Mid and high frequency problems are much easier to deal with where our main aim is to prevent strong sound reflections bouncing back to the listening position. Acoustic foam or mineral wool between 50 and 100 mm thick is very effective at absorbing sound from 250Hz upwards. Place a panel at either side of your listening position and another behind each of the speakers and you’ll hear a big improvement in the sound quality. A simple tip for hanging up foam panels without damaging the walls is to glue an old CD onto the back of the panel near the top, then hook the hole in the CD over a screw or nail fixed into the wall.
We often refer to the places that need acoustic panels as mirror points. That’s because if you were to place a mirror there, flat against the wall, while setting in your normal mixing position you’d be able to see a reflection of the monitor speakers.
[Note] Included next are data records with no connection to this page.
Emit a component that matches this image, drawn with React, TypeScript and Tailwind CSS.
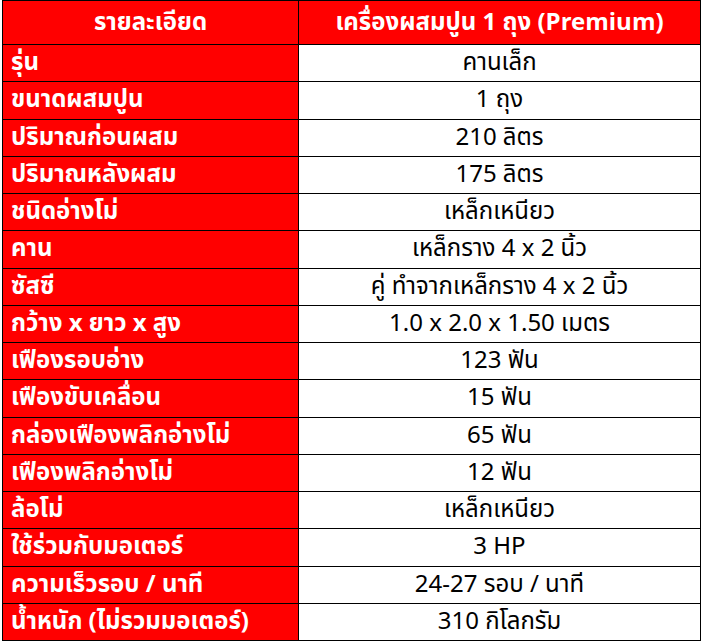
const rows: [string, string][] = [
  ["รุ่น", "คานเล็ก"],
  ["ขนาดผสมปูน", "1 ถุง"],
  ["ปริมาณก่อนผสม", "210 ลิตร"],
  ["ปริมาณหลังผสม", "175 ลิตร"],
  ["ชนิดอ่างโม่", "เหล็กเหนียว"],
  ["คาน", "เหล็กราง 4 x 2 นิ้ว"],
  ["ซัสซี", "คู่ ทำจากเหล็กราง 4 x 2 นิ้ว"],
  ["กว้าง x ยาว x สูง", "1.0 x 2.0 x 1.50 เมตร"],
  ["เฟืองรอบอ่าง", "123 ฟัน"],
  ["เฟืองขับเคลื่อน", "15 ฟัน"],
  ["กล่องเฟืองพลิกอ่างโม่", "65 ฟัน"],
  ["เฟืองพลิกอ่างโม่", "12 ฟัน"],
  ["ล้อโม่", "เหล็กเหนียว"],
  ["ใช้ร่วมกับมอเตอร์", "3 HP"],
  ["ความเร็วรอบ / นาที", "24-27 รอบ / นาที"],
  ["น้ำหนัก (ไม่รวมมอเตอร์)", "310 กิโลกรัม"],
];

export default function App() {
  return (
    <div className="min-h-screen bg-white pl-[2px] font-['Noto_Sans_Thai','Noto_Sans',sans-serif]">
      <table className="w-[699px] table-fixed border-collapse text-[24px] leading-none">
        <colgroup>
          <col className="w-[296px]" />
          <col />
        </colgroup>
        <thead>
          <tr className="h-[44px] bg-[#ff0000] text-white">
            <th className="border border-black font-bold">รายละเอียด</th>
            <th className="border border-black font-bold">เครื่องผสมปูน 1 ถุง (Premium)</th>
          </tr>
        </thead>
        <tbody>
          {rows.map(([label, value]) => (
            <tr key={label} className="h-[37.25px]">
              <td className="border border-black bg-[#ff0000] px-2 text-left font-bold text-white">
                {label}
              </td>
              <td className="border border-black bg-white text-center text-black">{value}</td>
            </tr>
          ))}
        </tbody>
      </table>
    </div>
  );
}
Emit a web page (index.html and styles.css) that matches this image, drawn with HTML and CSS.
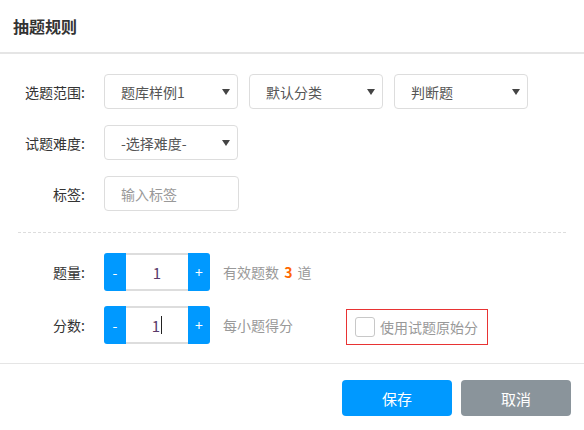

In rooms with low ceilings you might even want to put an absorber above you where the mirror point would be approximately over your knees.
In very small rooms it may also help to put acoustic panels on the wall behind you. In larger rooms, shelves of gear, books, CDs and so on also help break up reflections as do soft furnishing.
Your mixes will be more consistent if you try to mix all your music at around the same level. Somewhere around 80 to 85dB is comfortable and you can check this by running a sound level meter App on your phone. If you have your monitors set very loud all the time, your perception of balance changes and you may even damage your hearing. A good mix will still sound good at low volumes.
A trick many professionals use to double check their mixes is to stand outside the studio with the door open and listen to the balance from there. Often this will show up balance problems that weren’t obvious when you were sitting right in front of the speakers.
It also helps to have a selection of commercial reference tracks available for comparison purposes. playing these from time to time will help you retain a sense of perspective and will also help attune your ears to the way your monitors sound in your studio room.